Нет, казалось: гигантская планета грозно неслась сквозь холодную бесконечность мирового пространства, а вокруг нее со зловещей медлительностью вращалась дюжина спутников; неизвестно, что ждало на пути могучую планету, может быть, неотвратимо приближалась она к последним ужасам космической катастрофы, но планета летела вперед, окутанная плотной пеленою тусклых ртутных облаков, а спутники продолжали медленно вращаться вокруг нее.

Да нет, виделось совсем другое: вокруг смертельно раненого царя зверей сгрудилась стая мелких хищников; медленно кружили они у неподвижного тела, желая и боясь подойти поближе. Судорожно и глухо клацали в закрытых ртах шакальи зубы, светились плотоядной зеленью шакальи глаза, сужалось в медленном вращении кровожадное шакалье кольцо. Лев поднимал тяжелые веки, шакалы отступали на полшага назад и ждали, жадно втягивая в ноздри воздух, пахнущий смертью, ждали, когда можно будет кинуться вперед за своим куском неостывшей львиной плоти.

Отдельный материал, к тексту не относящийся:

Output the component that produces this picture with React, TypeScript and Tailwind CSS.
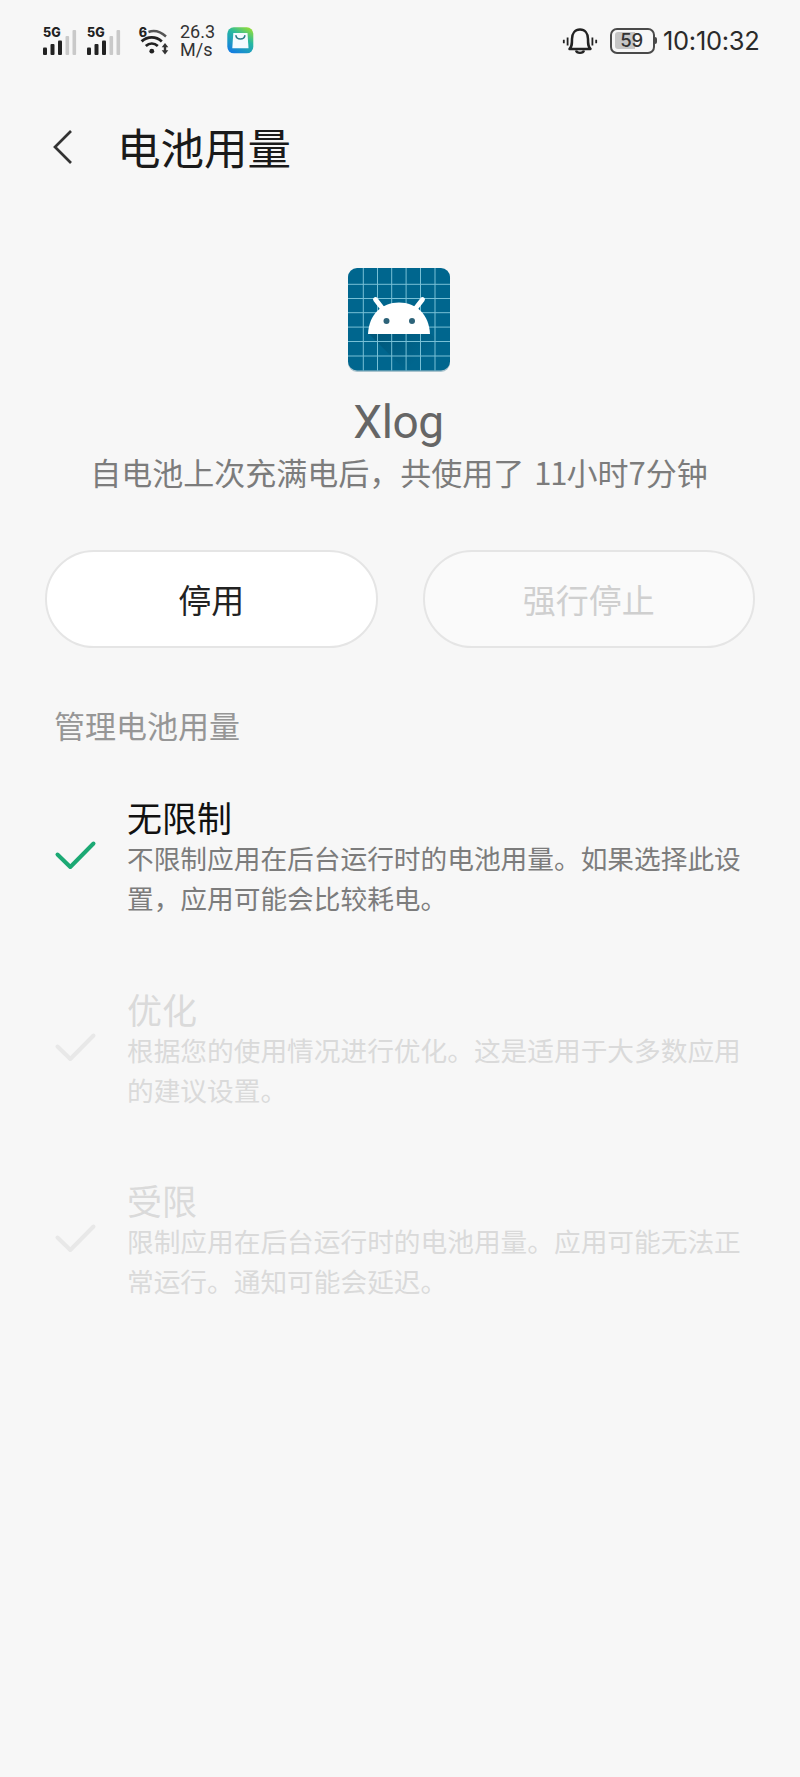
const options = [
  {
    title: "无限制",
    lines: ["不限制应用在后台运行时的电池用量。如果选择此设", "置，应用可能会比较耗电。"],
    active: true,
  },
  {
    title: "优化",
    lines: ["根据您的使用情况进行优化。这是适用于大多数应用", "的建议设置。"],
    active: false,
  },
  {
    title: "受限",
    lines: ["限制应用在后台运行时的电池用量。应用可能无法正", "常运行。通知可能会延迟。"],
    active: false,
  },
];

function Signal() {
  return (
    <div className="flex h-[28px] w-[34px] flex-col">
      <span className="h-[11px] font-['Inter'] text-[12.5px] leading-[11px] font-extrabold text-[#222]">5G</span>
      <svg className="-mt-[9px] h-[26px] w-[34px] shrink-0" viewBox="0 0 34 26">
        <g fill="#222">
          <rect x="0" y="18.5" width="4" height="7.5" rx="1" />
          <rect x="7.5" y="15" width="4" height="11" rx="1" />
          <rect x="15" y="11.5" width="4" height="14.5" rx="1" />
        </g>
        <g fill="#c9c9c9">
          <rect x="22.5" y="7" width="3.6" height="19" rx="1" />
          <rect x="29.5" y="1" width="3.6" height="25" rx="1" />
        </g>
      </svg>
    </div>
  );
}

function Wifi() {
  return (
    <svg className="h-[32px] w-[32px]" viewBox="-1 -4 32 32" fill="none">
      <text x="-0.3" y="9.8" fontFamily="Inter" fontSize="12.5" fontWeight="800" fill="#222">6</text>
      <path d="M9.5 5C15.5 2.8 21.5 4.6 27 9.5" stroke="#555" strokeWidth="2.4" />
      <path d="M2.6 14.4C8.5 9 17 9 22.8 14.4" stroke="#222" strokeWidth="2.8" />
      <path d="M6.8 19C10.4 15.8 15.2 15.8 18.8 19" stroke="#222" strokeWidth="2.8" />
      <circle cx="12.8" cy="24.2" r="2.4" fill="#222" />
      <path d="M26 16l3.3 4.3h-2.1v3h2.1L26 27.6l-3.3-4.3h2.1v-3h-2.1z" fill="#333" />
    </svg>
  );
}

function StoreIcon() {
  return (
    <svg className="h-[27px] w-[27px]" viewBox="0 0 27 27" fill="none">
      <defs>
        <linearGradient id="store" x1="22" y1="1" x2="7" y2="26" gradientUnits="userSpaceOnUse">
          <stop offset="0" stopColor="#8fdc3c" />
          <stop offset="0.4" stopColor="#27b9a0" />
          <stop offset="1" stopColor="#147fe0" />
        </linearGradient>
      </defs>
      <rect x="0.3" y="0.3" width="26" height="26" rx="6.5" fill="url(#store)" />
      <path d="M6.3 6h14.2l1 15.2H5.3z" fill="#f3fbff" />
      <path d="M9 8.8c.8 4.2 8 4.2 8.8 0" stroke="#2c7d86" strokeWidth="1.6" strokeLinecap="round" />
    </svg>
  );
}

function Bell() {
  return (
    <svg className="h-[30px] w-[36px]" viewBox="0 0 36 30" fill="none" stroke="#222">
      <path
        d="M7.5 23C10 20.6 10 18 10 13C10 7.4 13 3.6 18 3.6S26 7.4 26 13C26 18 26 20.6 28.5 23Z"
        strokeWidth="2.5"
        strokeLinejoin="round"
      />
      <path d="M14 24.5c.8 3.1 7.2 3.1 8 0" strokeWidth="2.3" />
      <path d="M5.6 11.5v8M30.4 11.5v8" strokeWidth="1.8" />
      <path d="M1.8 13.8v3.4M34.2 13.8v3.4" strokeWidth="1.8" />
    </svg>
  );
}

function Battery() {
  return (
    <div className="flex items-center">
      <div className="relative flex h-[26px] w-[45px] items-center justify-center rounded-[7px] border-2 border-[#4a4a4a] pr-[2px]">
        <div className="absolute top-[2.5px] left-[3px] h-[17px] w-[20px] rounded-l-[3px] bg-[#c6c6c6]" />
        <span className="relative font-['Inter'] text-[18.5px] leading-none font-medium tracking-[-0.3px] text-[#333]">59</span>
      </div>
      <div className="h-[7px] w-[2px] rounded-r-full bg-[#4a4a4a]" />
    </div>
  );
}

function StatusBar() {
  return (
    <div className="flex h-[80px] items-center pt-px pr-[40px] pl-[43px]">
      <Signal />
      <div className="ml-[10px]"><Signal /></div>
      <div className="-mt-[4px] ml-[17px]"><Wifi /></div>
      <div className="ml-[10px] w-[38px] font-['Roboto'] text-[18px] leading-[18px] text-[#333]">
        <div>26.3</div>
        <div>M/s</div>
      </div>
      <div className="ml-[9px]"><StoreIcon /></div>
      <div className="ml-auto"><Bell /></div>
      <div className="ml-[12px]"><Battery /></div>
      <span className="ml-[6px] w-[97px] font-['Inter'] text-[25.5px] leading-none tracking-[-0.3px] whitespace-nowrap text-[#2a2a2a]">10:10:32</span>
    </div>
  );
}

function AppIcon() {
  const lines = [14.8, 29, 43.2, 57.6, 72, 86.5];
  return (
    <svg className="mr-[2px] h-[104px] w-[104px]" viewBox="0 0 104 104" fill="none">
      <defs>
        <clipPath id="tile"><rect x="1" width="102" height="102.5" rx="9" /></clipPath>
        <linearGradient id="shade" x1="40" y1="60" x2="66" y2="96" gradientUnits="userSpaceOnUse">
          <stop offset="0" stopColor="#00425e" stopOpacity="0.4" />
          <stop offset="1" stopColor="#00425e" stopOpacity="0" />
        </linearGradient>
      </defs>
      <rect x="1" y="1.5" width="102" height="102.5" rx="9" fill="#a9c3cd" />
      <g clipPath="url(#tile)">
        <rect x="1" width="102" height="103" fill="#00668e" />
        <path d="M21 65h62l20 20v17H58z" fill="url(#shade)" />
        {lines.map((n) => (
          <path key={n} d={`M${n + 1.5} 0v103M1 ${n + 1.5}h102`} stroke="#78c0d6" strokeWidth="1" />
        ))}
      </g>
      <path d="M28.5 31.5l7 9M75.5 31.5l-7 9" stroke="#fff" strokeWidth="4.8" strokeLinecap="round" />
      <path d="M21 66C22 46.5 34.5 34.5 52 34.5s30 12 31 31.5z" fill="#fff" />
      <circle cx="39.5" cy="53" r="3" fill="#2d6379" />
      <circle cx="65" cy="53" r="3" fill="#2d6379" />
    </svg>
  );
}

function Check({ active }: { active: boolean }) {
  return (
    <svg className="h-[32px] w-[44px]" viewBox="0 0 44 32" fill="none">
      <path
        d="M4.5 14.5L17.3 27L40.5 3.5"
        stroke={active ? "#1ca974" : "#e8e8e8"}
        strokeWidth="4"
        strokeLinecap="round"
        strokeLinejoin="round"
      />
    </svg>
  );
}

export default function App() {
  return (
    <div className="h-[1777px] w-[800px] overflow-hidden bg-[#f7f7f7] font-['Noto_Sans_CJK_SC',sans-serif]">
      <StatusBar />

      <header className="flex h-[134px] items-center pl-[52px]">
        <svg className="h-[38px] w-[22px]" viewBox="0 0 22 38" fill="none">
          <path d="M19 3L3 19L19 35" stroke="#333" strokeWidth="2.7" />
        </svg>
        <h1 className="ml-[43px] text-[43.5px] leading-none text-[#1a1a1a]">电池用量</h1>
      </header>

      <section className="flex flex-col items-center pt-[54px]">
        <AppIcon />
        <div className="mt-[23px] mr-[3px] font-['Roboto'] text-[46px] leading-[54px] tracking-[-0.4px] text-[#666]">Xlog</div>
        <p className="mr-[2px] text-[31px] leading-[46px] whitespace-nowrap text-[#7c7c7c] [word-spacing:3px]">
          自电池上次充满电后，共使用了 <span className="tracking-[-1px]">11</span>小时7分钟
        </p>
      </section>

      <div className="mt-[55px] flex gap-[45px] px-[45px]">
        <button className="h-[98px] flex-1 rounded-full border-2 border-[#e5e5e5] bg-white pt-px text-[33px] text-[#222]">停用</button>
        <button className="h-[98px] flex-1 rounded-full border-2 border-[#e5e5e5] bg-[#fafafa] pt-px text-[33px] text-[#cfcfcf]">强行停止</button>
      </div>

      <h2 className="mt-[54px] pl-[54px] text-[31px] leading-[46px] text-[#969696]">管理电池用量</h2>

      <div className="mt-[48px]">
        {options.map((o) => (
          <div key={o.title} className="flex h-[191.5px] pl-[53px]">
            <div className="mt-[44px]"><Check active={o.active} /></div>
            <div className="ml-[30px] whitespace-nowrap">
              <div className={`text-[35px] leading-[42px] ${o.active ? "text-[#111]" : "text-[#dadada]"}`}>{o.title}</div>
              <div className={`text-[26.7px] leading-[40px] ${o.active ? "text-[#7c7c7c]" : "text-[#dadada]"}`}>
                {o.lines.map((line) => (
                  <div key={line}>{line}</div>
                ))}
              </div>
            </div>
          </div>
        ))}
      </div>
    </div>
  );
}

Лир больше не кричал. После того, как испустил он свой нечеловеческий вопль, от которого сразу помертвело лицо младшей дочери, он шептал, сидя на троне, какие-то магические слова — то ли проклятья, то ли заклятья. От этого шепота внезапно постаревшего короля веяло вековечной жутью. Скрюченные пальцы Лир приблизил к самым губам, будто держал что-то в руках — так во все времена и во всех странах заговаривали древние колдуньи воду, огонь, землю и человеческую судьбу:

— Священным светом солнца

И тайнами Гекаты, тьмой ночной,

И звездами, благодаря которым

Родимся мы и жить перестаем,

Клянусь, что всенародно отрекаюсь »

От близости, отеческих забот

И кровного родства с тобой. Отныне

Ты мне навек чужая.

Лир быстро обернулся на Корделию, и недобрая ухмылка тускло вспыхнула на его лице. Вслед за ним мы тоже глянули на принцессу: она была мертва. Эта звезда погасла. Она еще двигалась по своему эллипсу, но уже не излучала ни света, ни тепла.